For the listing below, give the count of lines containing "index", and no other text.
--- Start Data for processing ---
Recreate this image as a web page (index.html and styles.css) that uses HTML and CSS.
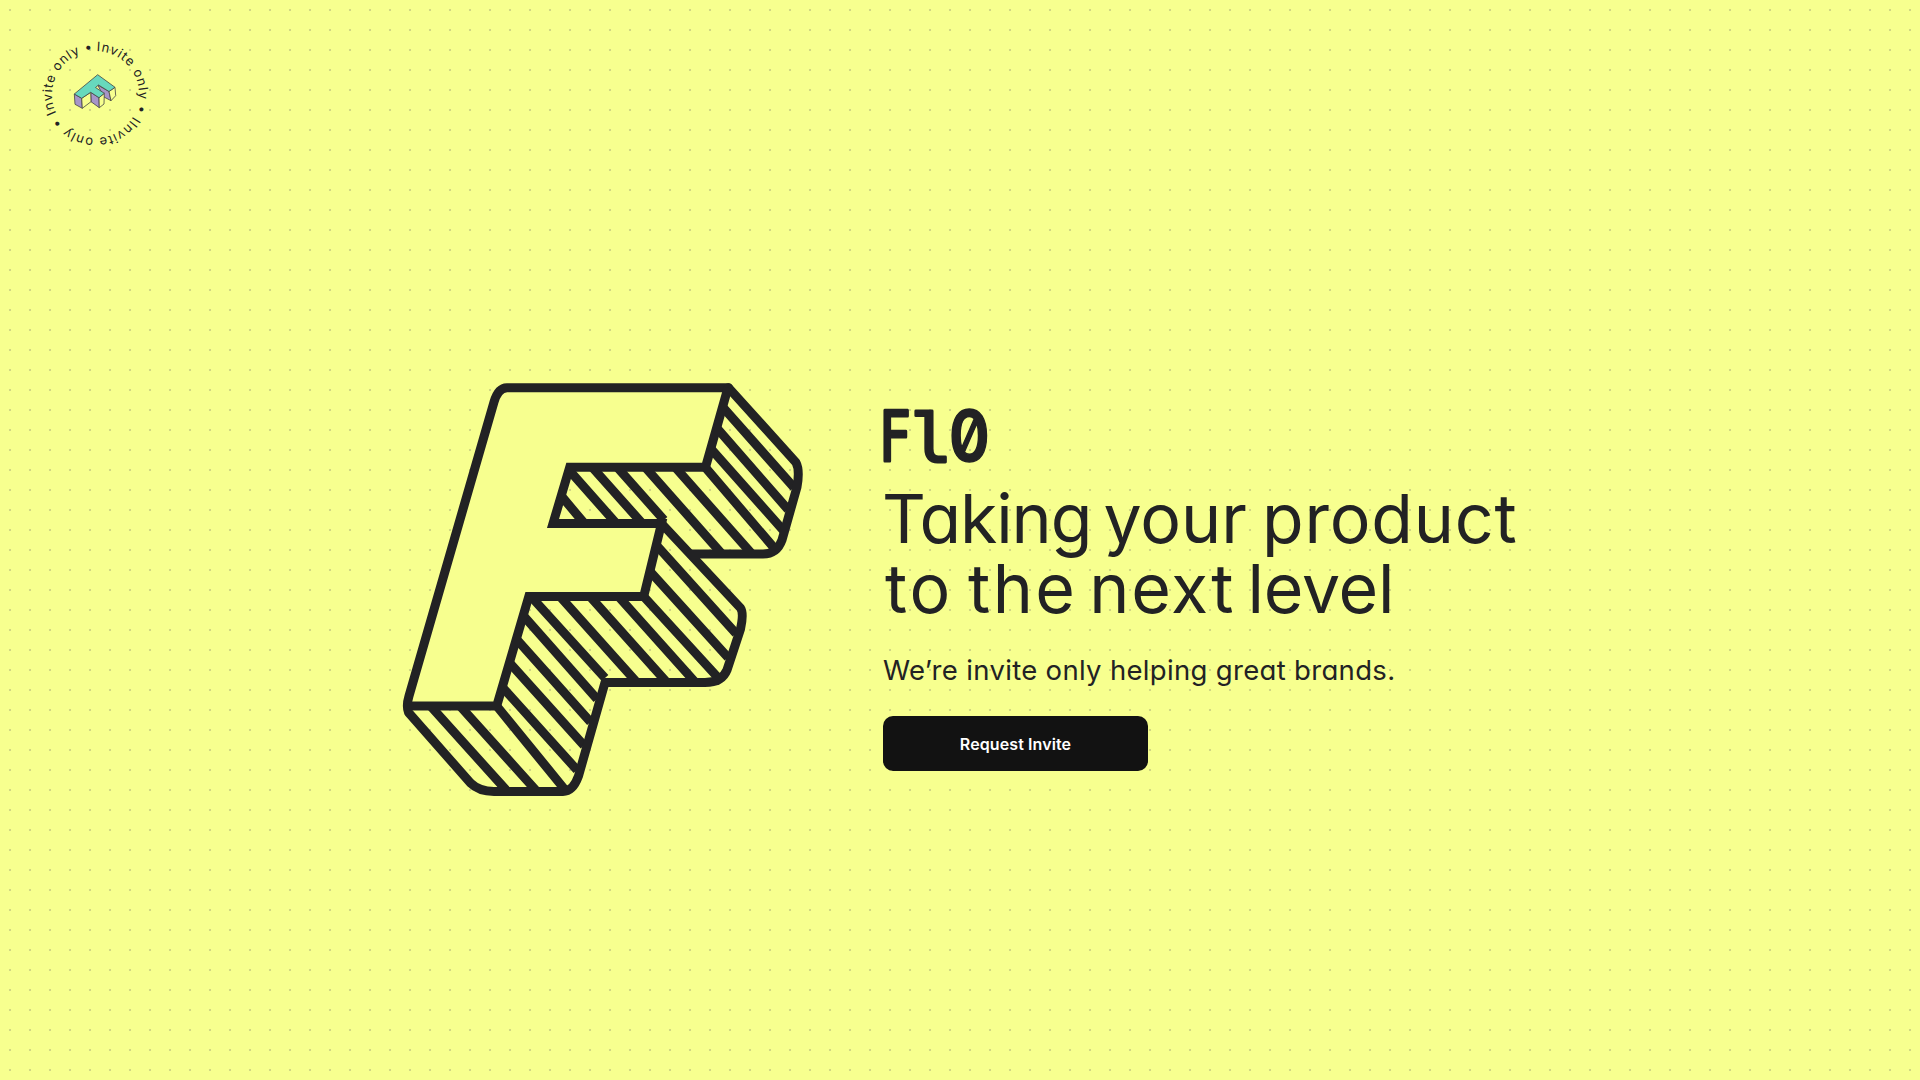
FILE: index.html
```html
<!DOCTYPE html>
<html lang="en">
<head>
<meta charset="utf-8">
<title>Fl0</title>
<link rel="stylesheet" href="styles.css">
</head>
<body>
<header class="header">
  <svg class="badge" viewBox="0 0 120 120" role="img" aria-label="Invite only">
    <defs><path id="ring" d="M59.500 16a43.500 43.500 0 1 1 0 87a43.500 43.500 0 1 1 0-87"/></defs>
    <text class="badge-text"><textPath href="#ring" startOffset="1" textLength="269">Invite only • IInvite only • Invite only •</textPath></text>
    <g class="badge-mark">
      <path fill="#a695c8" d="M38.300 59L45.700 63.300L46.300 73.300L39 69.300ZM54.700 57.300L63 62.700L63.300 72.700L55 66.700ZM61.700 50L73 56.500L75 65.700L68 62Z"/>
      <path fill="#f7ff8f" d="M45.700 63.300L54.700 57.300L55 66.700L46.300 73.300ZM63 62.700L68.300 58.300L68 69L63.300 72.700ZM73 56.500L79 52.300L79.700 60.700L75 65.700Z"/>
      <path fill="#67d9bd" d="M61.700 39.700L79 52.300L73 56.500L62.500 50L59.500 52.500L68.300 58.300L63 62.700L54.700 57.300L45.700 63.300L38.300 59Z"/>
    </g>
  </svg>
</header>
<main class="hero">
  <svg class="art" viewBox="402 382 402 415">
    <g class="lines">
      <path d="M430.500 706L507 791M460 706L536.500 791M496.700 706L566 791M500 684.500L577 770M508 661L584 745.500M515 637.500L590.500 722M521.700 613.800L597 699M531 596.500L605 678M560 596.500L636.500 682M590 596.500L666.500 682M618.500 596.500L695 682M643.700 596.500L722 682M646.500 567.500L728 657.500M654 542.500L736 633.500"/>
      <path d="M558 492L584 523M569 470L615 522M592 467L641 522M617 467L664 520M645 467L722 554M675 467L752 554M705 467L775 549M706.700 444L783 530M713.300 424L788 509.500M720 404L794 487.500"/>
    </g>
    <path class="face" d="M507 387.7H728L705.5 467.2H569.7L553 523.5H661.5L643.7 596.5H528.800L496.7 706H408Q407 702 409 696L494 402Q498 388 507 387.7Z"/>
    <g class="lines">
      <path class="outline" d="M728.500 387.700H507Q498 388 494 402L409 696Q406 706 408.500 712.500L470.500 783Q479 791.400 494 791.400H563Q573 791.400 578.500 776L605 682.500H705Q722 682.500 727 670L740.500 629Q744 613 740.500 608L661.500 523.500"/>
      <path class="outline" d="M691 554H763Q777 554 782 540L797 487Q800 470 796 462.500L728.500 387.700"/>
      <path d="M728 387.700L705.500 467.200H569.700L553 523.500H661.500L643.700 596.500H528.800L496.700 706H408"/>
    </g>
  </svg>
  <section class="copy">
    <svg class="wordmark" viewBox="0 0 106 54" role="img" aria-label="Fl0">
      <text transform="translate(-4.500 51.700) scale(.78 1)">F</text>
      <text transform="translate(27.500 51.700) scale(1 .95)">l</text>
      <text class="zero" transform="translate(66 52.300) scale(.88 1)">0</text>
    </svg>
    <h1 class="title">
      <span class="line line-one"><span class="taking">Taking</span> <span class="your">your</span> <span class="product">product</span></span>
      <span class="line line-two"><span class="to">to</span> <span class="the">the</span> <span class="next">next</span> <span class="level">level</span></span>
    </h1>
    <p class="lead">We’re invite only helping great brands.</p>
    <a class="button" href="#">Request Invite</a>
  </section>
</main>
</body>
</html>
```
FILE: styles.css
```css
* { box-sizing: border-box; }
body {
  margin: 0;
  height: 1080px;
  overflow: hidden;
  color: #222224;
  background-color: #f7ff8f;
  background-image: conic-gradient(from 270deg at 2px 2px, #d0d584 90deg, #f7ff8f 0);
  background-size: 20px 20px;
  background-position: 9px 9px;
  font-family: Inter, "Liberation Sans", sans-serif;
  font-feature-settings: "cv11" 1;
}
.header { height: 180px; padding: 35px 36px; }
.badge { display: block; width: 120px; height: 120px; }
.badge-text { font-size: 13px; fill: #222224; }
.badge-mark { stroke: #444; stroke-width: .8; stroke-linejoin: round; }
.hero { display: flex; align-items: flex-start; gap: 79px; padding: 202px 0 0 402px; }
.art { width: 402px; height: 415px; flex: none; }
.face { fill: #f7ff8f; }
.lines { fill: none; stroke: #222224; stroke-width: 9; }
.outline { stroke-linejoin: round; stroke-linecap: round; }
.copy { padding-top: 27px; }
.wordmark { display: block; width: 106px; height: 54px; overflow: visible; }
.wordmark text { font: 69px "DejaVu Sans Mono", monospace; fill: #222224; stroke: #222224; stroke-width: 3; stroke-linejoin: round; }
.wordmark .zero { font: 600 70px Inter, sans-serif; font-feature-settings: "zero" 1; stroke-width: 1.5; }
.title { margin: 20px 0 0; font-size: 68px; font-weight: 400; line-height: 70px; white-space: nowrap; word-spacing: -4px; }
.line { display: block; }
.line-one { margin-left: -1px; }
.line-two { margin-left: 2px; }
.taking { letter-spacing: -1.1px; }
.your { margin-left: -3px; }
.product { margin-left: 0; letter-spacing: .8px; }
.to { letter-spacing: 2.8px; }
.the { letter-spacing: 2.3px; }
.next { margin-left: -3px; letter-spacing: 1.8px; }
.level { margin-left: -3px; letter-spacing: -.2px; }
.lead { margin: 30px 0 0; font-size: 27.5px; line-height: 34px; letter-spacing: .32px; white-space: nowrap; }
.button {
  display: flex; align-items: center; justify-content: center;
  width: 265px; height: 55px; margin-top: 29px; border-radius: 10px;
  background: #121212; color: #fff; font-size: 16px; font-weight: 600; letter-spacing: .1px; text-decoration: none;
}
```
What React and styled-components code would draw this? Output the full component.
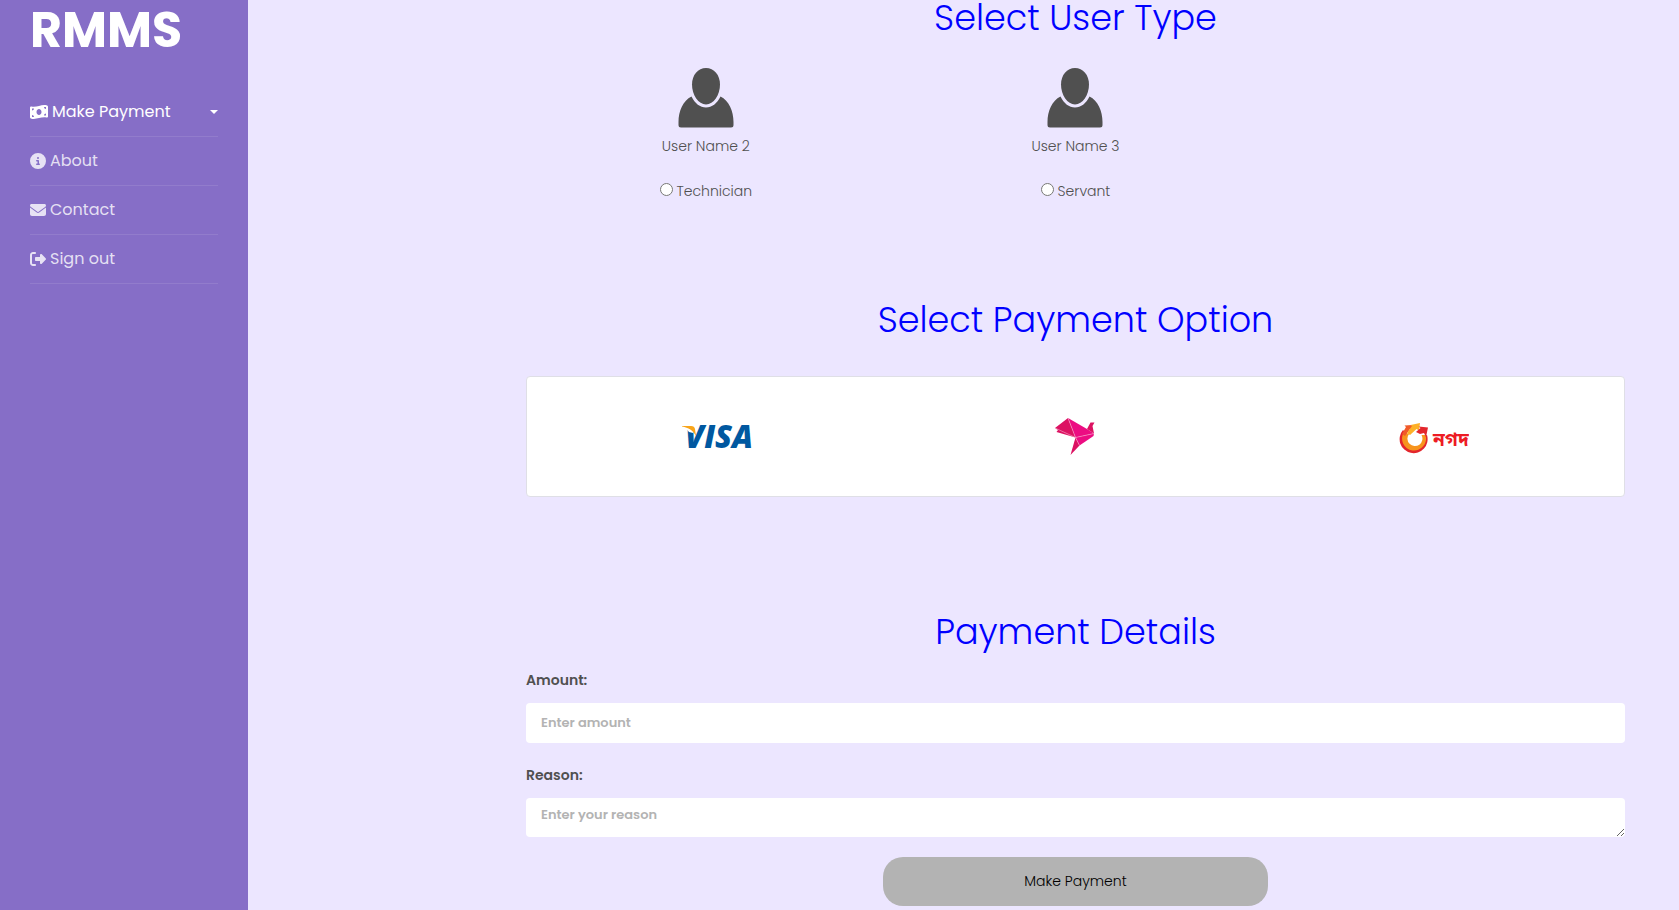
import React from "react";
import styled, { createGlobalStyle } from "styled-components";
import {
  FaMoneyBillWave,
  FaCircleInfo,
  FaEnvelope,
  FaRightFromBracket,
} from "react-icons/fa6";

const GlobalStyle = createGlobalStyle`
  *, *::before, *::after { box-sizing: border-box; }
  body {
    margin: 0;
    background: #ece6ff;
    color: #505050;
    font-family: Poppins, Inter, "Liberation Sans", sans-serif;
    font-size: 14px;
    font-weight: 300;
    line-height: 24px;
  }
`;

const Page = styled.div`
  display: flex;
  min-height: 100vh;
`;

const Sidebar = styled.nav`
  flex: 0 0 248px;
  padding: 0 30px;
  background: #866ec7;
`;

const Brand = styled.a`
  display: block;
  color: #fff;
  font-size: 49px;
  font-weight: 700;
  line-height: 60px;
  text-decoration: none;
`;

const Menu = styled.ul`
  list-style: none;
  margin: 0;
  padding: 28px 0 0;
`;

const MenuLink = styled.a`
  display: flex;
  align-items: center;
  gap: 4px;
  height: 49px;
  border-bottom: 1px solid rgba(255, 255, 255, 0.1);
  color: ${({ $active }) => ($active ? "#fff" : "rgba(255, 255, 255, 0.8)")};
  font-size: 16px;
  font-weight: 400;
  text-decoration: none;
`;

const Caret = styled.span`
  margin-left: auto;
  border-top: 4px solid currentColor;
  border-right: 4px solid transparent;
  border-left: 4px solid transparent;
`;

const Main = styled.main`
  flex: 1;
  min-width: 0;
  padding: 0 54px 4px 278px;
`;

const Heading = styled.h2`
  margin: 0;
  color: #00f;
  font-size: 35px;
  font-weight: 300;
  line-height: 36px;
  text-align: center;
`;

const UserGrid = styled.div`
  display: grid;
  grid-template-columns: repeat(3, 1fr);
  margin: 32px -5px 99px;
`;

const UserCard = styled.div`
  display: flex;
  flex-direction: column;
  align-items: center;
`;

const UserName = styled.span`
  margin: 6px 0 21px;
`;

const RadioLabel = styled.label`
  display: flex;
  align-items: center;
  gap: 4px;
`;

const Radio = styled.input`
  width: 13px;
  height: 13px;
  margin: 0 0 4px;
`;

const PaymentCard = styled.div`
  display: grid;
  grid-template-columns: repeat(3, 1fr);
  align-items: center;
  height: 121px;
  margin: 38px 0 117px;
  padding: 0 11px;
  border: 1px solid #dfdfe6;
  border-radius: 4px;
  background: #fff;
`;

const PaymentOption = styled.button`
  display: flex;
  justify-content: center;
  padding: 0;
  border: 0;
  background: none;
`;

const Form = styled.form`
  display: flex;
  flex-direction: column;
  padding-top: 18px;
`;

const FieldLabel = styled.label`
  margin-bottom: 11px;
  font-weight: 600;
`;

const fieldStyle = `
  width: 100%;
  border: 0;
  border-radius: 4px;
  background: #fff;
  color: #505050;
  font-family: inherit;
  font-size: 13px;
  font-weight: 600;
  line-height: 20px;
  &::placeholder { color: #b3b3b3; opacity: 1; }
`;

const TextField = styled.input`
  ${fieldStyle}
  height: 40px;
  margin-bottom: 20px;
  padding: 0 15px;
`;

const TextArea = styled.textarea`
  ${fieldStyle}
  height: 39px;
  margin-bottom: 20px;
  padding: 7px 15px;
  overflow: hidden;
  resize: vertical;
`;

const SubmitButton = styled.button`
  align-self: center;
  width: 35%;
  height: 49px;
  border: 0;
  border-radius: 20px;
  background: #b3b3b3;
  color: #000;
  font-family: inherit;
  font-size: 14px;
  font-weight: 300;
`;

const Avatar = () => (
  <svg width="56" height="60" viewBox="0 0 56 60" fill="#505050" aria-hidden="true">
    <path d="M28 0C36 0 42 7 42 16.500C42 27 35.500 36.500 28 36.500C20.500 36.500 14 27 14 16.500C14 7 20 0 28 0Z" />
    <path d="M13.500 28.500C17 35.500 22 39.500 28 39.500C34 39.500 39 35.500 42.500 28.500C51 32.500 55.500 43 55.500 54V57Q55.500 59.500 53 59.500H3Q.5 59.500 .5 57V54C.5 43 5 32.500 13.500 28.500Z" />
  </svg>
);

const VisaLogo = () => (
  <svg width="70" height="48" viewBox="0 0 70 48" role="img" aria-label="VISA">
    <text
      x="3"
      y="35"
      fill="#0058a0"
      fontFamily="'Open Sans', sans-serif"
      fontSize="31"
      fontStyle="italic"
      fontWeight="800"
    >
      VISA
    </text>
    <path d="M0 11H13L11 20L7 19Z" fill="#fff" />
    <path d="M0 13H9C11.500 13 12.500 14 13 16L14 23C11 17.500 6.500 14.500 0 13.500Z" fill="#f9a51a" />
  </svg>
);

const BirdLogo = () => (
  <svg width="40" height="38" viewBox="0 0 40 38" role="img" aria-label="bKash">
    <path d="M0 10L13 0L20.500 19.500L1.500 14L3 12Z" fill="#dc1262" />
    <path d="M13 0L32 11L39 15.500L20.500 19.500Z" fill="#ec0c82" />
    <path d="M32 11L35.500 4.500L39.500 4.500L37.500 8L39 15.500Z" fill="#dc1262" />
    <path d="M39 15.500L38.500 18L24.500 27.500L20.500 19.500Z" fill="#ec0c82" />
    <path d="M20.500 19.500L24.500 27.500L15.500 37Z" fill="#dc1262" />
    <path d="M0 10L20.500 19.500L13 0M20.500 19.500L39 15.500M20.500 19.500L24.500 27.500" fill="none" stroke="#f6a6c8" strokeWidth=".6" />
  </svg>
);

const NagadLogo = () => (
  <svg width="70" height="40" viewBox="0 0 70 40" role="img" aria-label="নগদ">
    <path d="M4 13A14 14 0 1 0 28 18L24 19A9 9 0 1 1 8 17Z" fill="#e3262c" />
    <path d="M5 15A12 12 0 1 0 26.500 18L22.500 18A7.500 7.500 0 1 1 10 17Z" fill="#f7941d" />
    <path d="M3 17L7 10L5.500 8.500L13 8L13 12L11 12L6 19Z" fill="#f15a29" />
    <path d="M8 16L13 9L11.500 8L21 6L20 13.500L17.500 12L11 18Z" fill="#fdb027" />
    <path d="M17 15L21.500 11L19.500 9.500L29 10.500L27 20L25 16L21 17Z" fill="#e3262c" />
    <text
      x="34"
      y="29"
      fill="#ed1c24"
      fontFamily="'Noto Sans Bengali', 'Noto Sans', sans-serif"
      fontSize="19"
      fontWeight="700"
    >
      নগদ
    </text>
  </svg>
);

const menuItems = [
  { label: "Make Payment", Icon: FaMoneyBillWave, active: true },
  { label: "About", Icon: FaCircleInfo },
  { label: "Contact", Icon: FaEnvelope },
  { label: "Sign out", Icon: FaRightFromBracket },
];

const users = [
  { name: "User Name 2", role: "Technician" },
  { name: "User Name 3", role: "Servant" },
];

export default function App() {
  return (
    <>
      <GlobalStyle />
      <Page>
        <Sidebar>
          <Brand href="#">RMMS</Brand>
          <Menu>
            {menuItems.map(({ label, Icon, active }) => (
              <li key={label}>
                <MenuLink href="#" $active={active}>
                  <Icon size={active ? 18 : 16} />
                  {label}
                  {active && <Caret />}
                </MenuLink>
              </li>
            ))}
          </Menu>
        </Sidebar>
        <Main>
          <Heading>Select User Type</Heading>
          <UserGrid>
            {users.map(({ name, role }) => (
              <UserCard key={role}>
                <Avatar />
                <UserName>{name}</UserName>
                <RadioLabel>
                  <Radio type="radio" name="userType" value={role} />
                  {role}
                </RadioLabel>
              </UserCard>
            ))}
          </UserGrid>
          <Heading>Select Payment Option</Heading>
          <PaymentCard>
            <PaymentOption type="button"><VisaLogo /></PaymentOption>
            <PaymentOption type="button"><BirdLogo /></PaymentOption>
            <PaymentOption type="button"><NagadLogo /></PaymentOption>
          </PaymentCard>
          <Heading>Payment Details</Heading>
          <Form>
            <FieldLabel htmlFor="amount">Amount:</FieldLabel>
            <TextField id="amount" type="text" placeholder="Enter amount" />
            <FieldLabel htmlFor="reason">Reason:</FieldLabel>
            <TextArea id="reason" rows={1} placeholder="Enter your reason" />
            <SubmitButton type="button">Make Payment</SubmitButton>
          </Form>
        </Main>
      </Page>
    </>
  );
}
--- End Data for processing ---
Result below: 2